▶

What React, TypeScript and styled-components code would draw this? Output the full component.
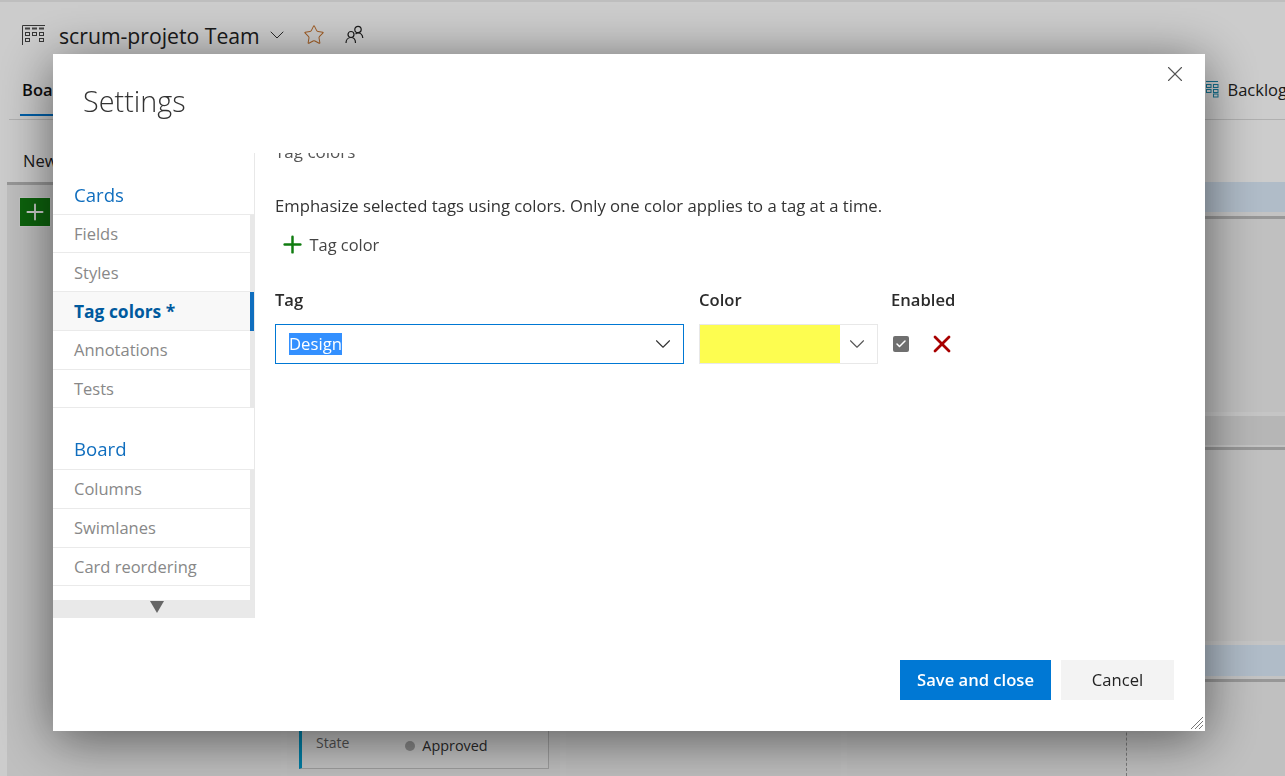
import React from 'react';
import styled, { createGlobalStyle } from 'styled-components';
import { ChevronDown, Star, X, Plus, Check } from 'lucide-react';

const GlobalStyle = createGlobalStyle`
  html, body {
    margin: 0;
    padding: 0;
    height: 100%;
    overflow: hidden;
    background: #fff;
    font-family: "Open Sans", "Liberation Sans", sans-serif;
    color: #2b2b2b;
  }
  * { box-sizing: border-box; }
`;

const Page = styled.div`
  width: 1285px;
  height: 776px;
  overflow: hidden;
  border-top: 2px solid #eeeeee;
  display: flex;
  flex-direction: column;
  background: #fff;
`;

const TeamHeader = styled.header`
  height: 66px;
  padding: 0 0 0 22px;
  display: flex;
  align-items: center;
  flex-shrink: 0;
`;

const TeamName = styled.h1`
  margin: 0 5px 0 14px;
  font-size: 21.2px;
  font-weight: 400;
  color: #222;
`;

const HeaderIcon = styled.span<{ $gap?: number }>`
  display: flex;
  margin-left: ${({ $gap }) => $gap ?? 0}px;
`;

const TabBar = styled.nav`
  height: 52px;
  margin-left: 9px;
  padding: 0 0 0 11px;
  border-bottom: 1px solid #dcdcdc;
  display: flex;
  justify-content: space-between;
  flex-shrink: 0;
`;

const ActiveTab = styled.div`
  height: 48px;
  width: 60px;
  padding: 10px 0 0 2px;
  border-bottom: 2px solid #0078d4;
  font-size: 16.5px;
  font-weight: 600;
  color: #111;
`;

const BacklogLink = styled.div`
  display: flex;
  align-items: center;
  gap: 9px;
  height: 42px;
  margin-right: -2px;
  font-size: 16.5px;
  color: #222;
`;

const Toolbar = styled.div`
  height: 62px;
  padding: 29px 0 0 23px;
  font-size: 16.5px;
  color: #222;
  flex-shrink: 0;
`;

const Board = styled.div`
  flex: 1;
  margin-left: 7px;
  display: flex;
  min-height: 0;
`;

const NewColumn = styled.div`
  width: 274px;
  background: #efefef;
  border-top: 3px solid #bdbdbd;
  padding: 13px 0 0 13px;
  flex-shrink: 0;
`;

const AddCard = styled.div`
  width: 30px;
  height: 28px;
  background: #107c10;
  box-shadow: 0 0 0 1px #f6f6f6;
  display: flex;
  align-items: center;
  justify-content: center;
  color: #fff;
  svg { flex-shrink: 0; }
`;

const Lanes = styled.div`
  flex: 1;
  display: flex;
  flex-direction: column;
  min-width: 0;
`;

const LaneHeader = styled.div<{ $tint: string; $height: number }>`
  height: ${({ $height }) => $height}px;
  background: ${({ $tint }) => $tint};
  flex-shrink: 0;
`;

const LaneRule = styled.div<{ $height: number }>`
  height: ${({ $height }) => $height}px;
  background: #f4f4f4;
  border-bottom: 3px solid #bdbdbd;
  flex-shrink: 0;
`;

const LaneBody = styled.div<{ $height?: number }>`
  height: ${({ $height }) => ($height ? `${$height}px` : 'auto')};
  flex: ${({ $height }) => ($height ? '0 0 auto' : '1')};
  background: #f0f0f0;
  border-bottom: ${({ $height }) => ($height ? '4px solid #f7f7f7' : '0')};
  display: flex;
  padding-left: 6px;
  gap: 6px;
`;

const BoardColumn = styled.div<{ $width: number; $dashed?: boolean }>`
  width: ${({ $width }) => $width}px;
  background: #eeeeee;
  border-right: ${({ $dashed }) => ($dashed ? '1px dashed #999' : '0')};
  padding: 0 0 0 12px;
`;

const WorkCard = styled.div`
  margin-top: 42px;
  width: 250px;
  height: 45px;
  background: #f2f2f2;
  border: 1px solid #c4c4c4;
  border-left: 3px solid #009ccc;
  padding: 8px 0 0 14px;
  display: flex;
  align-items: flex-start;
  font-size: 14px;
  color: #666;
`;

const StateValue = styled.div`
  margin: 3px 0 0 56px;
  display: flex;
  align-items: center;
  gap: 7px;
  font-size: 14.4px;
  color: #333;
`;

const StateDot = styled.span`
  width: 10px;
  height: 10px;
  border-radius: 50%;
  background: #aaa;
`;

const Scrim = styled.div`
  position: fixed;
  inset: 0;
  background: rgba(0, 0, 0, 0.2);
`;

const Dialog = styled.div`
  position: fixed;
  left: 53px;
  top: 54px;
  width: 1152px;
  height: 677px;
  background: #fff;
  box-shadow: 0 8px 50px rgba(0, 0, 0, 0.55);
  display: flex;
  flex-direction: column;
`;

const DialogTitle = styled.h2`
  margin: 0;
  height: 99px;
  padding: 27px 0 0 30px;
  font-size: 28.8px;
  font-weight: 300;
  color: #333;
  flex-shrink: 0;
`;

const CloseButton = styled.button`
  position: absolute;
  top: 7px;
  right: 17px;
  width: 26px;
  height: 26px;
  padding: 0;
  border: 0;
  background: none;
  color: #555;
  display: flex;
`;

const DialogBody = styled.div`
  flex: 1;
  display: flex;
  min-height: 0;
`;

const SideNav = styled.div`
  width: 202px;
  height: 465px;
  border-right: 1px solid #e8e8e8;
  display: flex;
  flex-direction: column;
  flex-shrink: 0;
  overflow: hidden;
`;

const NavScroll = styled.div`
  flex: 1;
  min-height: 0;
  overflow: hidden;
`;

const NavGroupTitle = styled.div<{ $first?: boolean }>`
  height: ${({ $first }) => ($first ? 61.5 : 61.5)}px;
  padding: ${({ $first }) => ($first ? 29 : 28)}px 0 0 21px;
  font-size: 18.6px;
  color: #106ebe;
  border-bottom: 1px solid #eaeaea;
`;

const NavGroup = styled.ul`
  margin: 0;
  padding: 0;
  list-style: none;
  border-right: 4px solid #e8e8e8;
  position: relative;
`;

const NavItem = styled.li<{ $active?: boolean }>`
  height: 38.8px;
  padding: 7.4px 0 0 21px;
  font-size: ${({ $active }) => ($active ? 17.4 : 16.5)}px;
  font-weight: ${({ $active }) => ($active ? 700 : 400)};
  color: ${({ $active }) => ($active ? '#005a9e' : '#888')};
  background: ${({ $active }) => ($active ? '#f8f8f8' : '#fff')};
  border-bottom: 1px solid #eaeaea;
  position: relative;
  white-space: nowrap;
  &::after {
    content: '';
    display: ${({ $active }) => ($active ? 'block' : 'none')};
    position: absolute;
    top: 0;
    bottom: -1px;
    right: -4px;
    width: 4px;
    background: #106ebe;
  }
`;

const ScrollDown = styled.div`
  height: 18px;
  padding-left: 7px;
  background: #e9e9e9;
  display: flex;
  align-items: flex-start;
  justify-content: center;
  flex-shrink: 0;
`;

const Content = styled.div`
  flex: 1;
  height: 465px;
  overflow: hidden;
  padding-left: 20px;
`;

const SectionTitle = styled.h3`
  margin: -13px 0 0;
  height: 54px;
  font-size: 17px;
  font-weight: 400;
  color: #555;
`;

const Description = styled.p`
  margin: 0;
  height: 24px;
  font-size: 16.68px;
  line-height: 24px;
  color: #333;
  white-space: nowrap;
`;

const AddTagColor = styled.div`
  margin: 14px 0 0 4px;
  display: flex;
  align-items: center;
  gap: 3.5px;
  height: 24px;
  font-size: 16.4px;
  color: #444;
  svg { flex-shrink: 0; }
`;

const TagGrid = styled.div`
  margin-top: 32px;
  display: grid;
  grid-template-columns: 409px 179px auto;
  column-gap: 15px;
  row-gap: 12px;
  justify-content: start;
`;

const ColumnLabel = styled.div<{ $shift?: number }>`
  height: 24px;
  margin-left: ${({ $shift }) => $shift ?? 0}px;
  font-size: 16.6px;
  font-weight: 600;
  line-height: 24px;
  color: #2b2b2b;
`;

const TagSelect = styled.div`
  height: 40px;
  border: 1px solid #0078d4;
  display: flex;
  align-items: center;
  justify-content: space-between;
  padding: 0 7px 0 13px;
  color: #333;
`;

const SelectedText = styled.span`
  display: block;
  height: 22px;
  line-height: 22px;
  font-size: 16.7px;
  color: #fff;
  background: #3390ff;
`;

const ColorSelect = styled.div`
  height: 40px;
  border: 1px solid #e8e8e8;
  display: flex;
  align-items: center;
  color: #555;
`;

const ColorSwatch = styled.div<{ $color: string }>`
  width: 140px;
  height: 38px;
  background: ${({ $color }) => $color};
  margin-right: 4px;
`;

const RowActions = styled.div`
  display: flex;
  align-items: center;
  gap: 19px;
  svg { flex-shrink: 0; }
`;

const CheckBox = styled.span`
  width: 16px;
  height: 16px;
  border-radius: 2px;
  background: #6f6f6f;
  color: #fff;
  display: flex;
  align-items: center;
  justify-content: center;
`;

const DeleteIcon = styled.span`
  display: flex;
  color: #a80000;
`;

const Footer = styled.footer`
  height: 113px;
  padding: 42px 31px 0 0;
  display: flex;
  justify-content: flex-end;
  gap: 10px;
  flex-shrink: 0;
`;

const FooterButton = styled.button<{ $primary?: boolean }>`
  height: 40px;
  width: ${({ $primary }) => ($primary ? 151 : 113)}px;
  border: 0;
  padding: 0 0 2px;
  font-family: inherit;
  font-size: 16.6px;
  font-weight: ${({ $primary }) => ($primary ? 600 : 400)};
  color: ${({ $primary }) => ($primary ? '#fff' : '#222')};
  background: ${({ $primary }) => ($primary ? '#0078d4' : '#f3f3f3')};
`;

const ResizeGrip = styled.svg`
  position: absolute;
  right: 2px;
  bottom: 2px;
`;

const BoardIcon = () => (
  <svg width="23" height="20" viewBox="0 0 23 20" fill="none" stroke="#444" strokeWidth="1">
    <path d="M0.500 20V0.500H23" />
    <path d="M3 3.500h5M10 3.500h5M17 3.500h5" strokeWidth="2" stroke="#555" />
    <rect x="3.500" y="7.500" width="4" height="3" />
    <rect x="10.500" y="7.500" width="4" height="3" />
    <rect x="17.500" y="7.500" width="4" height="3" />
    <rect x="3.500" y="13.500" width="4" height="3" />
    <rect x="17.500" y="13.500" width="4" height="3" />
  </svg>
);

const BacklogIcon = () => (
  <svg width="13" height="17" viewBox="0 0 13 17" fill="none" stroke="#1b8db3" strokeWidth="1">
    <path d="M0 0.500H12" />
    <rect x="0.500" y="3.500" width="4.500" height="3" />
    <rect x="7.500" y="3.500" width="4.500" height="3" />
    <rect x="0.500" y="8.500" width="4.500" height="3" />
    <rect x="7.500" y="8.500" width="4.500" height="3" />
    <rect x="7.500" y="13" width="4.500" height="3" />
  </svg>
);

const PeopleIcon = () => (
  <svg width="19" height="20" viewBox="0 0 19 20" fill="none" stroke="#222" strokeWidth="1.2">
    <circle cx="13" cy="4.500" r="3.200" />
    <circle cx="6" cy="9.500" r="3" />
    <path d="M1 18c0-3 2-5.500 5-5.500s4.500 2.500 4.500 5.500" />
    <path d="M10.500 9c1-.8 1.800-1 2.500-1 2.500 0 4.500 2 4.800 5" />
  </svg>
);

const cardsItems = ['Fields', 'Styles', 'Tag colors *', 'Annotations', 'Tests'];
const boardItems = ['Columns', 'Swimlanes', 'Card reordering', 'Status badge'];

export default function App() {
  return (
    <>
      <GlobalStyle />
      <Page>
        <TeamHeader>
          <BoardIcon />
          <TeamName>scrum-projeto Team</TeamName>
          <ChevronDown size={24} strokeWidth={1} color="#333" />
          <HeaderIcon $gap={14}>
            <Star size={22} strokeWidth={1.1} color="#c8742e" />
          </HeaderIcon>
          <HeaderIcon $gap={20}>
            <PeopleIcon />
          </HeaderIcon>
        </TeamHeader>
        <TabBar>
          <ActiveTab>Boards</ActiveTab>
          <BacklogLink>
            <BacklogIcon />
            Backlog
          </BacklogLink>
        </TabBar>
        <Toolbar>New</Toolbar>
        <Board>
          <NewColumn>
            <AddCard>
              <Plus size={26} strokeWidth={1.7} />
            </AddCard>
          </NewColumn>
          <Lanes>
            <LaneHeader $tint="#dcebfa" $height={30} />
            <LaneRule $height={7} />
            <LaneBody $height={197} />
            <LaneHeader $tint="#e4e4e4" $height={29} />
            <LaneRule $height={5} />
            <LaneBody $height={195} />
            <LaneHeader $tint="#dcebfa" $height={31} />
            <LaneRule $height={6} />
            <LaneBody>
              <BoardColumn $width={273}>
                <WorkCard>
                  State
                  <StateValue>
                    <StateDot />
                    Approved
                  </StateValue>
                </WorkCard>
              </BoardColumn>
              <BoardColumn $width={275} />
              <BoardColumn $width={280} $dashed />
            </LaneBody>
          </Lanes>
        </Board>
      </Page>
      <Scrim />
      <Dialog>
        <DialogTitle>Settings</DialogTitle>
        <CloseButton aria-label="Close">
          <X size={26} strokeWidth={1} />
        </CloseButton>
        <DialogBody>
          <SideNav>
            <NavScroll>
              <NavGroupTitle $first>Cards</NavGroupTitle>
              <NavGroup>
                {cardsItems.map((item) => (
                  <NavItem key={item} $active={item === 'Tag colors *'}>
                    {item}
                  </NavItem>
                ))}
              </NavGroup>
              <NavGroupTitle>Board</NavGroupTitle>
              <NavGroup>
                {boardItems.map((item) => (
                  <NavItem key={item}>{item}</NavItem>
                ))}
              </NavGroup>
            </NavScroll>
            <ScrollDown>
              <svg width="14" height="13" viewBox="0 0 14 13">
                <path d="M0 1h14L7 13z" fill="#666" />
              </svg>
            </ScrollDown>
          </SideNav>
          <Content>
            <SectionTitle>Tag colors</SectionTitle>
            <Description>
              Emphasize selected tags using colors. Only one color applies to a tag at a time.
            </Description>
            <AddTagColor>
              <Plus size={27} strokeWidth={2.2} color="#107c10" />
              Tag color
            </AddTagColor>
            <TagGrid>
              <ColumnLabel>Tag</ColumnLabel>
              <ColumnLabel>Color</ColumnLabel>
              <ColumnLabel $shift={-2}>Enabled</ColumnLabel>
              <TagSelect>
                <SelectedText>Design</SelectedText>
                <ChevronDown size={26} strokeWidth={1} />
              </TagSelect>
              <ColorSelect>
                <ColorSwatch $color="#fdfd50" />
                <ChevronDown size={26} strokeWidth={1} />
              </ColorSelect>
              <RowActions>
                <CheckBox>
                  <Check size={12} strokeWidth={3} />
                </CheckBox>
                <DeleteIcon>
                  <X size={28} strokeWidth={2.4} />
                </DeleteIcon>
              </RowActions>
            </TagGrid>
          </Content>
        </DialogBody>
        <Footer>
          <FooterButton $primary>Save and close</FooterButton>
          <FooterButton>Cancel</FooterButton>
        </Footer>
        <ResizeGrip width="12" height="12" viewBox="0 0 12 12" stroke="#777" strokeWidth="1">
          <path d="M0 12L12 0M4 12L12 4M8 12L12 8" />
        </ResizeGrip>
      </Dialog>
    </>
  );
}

◀

TASK INSTRUCTIONS: Please reproduce the listing exactly from its opening line through the line that contains "X, Plus, Check", both included, with all pictures omitted.

EXERCISE RESPONSE:
What React, TypeScript and styled-components code would draw this? Output the full component.
import React from 'react';
import styled, { createGlobalStyle } from 'styled-components';
import { ChevronDown, Star, X, Plus, Check } from 'lucide-react';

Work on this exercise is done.